Leave out the pictures, and retype only the lines from the beginning of the material through the line that contains "const LINE = '#c3c3c3';", including both.
━━━━━ PROVIDED DATA
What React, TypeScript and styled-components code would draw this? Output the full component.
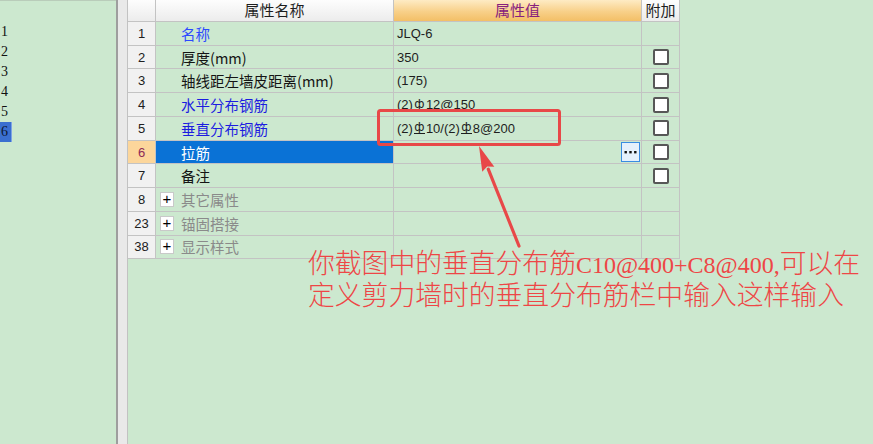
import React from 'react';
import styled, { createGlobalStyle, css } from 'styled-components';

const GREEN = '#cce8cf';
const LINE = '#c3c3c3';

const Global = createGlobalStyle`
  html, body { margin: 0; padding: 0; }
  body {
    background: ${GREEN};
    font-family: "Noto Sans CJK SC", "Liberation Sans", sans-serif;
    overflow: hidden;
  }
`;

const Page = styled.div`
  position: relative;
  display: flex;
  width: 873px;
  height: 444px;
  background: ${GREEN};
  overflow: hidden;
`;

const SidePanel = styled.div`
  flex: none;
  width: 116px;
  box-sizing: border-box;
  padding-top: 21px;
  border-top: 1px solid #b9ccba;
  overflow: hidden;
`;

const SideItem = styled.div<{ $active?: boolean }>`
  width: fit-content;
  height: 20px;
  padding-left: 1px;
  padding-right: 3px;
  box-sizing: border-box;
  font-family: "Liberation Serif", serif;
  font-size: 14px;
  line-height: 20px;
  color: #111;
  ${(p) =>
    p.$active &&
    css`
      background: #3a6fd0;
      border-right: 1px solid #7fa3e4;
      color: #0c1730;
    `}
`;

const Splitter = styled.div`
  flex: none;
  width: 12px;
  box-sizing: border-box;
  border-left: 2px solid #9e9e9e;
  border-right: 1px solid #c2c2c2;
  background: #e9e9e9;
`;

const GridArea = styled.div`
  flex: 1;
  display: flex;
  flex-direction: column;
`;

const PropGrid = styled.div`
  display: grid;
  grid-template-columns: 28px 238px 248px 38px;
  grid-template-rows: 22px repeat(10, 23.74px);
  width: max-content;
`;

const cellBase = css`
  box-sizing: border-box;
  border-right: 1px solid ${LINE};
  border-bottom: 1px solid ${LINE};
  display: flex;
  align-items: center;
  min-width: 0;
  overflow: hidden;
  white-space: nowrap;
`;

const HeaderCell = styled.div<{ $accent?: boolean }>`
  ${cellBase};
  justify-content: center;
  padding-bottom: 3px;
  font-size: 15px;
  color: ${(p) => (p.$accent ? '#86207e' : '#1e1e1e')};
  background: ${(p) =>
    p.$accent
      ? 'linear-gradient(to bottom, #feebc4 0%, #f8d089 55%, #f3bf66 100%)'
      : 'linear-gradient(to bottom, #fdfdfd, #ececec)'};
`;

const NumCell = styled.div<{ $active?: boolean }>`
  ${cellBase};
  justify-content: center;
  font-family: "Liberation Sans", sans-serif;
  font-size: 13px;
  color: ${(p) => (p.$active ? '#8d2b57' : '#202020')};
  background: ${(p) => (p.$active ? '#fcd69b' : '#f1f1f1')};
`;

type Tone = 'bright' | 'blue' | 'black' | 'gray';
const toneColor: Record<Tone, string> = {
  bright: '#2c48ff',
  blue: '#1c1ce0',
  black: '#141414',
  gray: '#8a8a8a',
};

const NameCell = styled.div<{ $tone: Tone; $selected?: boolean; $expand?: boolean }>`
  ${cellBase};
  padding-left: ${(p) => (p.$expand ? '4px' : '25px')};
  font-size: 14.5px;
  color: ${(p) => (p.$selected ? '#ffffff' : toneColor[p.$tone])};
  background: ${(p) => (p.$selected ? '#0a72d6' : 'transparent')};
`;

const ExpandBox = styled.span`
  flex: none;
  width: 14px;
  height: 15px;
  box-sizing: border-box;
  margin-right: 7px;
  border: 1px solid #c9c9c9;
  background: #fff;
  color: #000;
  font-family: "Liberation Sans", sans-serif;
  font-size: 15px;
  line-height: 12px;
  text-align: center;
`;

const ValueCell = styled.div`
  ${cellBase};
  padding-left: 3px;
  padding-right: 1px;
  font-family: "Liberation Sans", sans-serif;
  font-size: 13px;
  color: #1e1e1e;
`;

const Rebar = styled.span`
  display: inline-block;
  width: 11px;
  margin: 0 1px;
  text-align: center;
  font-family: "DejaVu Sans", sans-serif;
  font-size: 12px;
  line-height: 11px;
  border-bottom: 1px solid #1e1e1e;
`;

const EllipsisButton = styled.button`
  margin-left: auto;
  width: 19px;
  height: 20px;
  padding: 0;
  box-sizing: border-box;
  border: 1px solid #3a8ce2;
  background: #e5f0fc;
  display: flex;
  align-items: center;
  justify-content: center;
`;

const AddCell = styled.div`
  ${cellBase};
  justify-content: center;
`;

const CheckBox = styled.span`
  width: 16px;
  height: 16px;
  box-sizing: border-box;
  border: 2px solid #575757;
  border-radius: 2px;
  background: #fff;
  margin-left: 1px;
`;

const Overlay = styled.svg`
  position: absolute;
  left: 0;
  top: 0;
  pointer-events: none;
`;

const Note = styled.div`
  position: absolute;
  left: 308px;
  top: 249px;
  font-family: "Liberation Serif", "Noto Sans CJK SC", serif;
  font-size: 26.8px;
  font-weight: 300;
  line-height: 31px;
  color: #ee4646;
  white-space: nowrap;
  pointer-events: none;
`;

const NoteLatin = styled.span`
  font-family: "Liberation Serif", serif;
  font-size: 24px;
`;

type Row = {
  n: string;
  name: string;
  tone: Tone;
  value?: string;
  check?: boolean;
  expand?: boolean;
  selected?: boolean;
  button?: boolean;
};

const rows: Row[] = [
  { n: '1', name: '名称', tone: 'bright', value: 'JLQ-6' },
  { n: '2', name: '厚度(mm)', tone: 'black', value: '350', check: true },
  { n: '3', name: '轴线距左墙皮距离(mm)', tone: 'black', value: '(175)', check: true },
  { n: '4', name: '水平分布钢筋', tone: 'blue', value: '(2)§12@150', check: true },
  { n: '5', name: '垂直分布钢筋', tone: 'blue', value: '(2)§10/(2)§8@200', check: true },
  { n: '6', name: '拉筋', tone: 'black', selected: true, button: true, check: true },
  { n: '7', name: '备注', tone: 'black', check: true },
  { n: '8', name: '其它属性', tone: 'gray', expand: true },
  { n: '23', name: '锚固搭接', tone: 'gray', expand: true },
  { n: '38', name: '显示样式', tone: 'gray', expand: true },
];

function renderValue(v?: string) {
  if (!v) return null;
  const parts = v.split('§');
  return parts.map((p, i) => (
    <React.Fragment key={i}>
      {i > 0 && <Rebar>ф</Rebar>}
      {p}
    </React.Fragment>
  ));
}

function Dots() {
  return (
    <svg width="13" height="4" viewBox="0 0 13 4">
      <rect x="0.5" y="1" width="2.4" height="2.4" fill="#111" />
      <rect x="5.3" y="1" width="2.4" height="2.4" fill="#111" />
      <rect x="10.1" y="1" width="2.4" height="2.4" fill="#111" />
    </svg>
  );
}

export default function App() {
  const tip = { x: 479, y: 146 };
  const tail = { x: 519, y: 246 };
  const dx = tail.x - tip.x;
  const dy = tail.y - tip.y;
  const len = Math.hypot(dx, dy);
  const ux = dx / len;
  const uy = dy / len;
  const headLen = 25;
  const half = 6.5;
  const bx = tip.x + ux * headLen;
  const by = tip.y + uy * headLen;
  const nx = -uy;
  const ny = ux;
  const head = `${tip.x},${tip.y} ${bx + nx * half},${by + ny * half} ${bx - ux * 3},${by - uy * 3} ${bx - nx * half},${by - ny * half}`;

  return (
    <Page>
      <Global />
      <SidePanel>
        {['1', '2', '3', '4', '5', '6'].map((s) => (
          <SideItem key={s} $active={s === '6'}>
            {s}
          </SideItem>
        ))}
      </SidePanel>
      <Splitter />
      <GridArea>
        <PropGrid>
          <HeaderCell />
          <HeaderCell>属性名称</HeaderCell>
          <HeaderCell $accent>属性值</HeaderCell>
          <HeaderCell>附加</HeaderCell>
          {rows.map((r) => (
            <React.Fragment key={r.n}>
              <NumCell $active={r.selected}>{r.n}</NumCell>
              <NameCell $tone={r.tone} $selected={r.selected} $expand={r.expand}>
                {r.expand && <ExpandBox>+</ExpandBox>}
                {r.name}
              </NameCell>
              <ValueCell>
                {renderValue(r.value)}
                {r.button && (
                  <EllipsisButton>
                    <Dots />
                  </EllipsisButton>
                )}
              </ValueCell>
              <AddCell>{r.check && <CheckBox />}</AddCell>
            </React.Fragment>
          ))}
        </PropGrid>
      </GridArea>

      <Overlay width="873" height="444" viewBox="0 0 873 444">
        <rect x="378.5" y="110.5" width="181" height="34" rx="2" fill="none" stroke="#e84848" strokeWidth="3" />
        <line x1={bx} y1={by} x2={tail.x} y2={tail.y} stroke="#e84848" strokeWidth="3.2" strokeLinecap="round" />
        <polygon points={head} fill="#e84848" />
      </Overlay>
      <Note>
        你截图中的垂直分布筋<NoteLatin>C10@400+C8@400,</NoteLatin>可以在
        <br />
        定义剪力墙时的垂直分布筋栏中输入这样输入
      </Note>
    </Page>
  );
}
━━━━━━━━━━
▶ **THE RESPONSE**
What React, TypeScript and styled-components code would draw this? Output the full component.
import React from 'react';
import styled, { createGlobalStyle, css } from 'styled-components';

const GREEN = '#cce8cf';
const LINE = '#c3c3c3';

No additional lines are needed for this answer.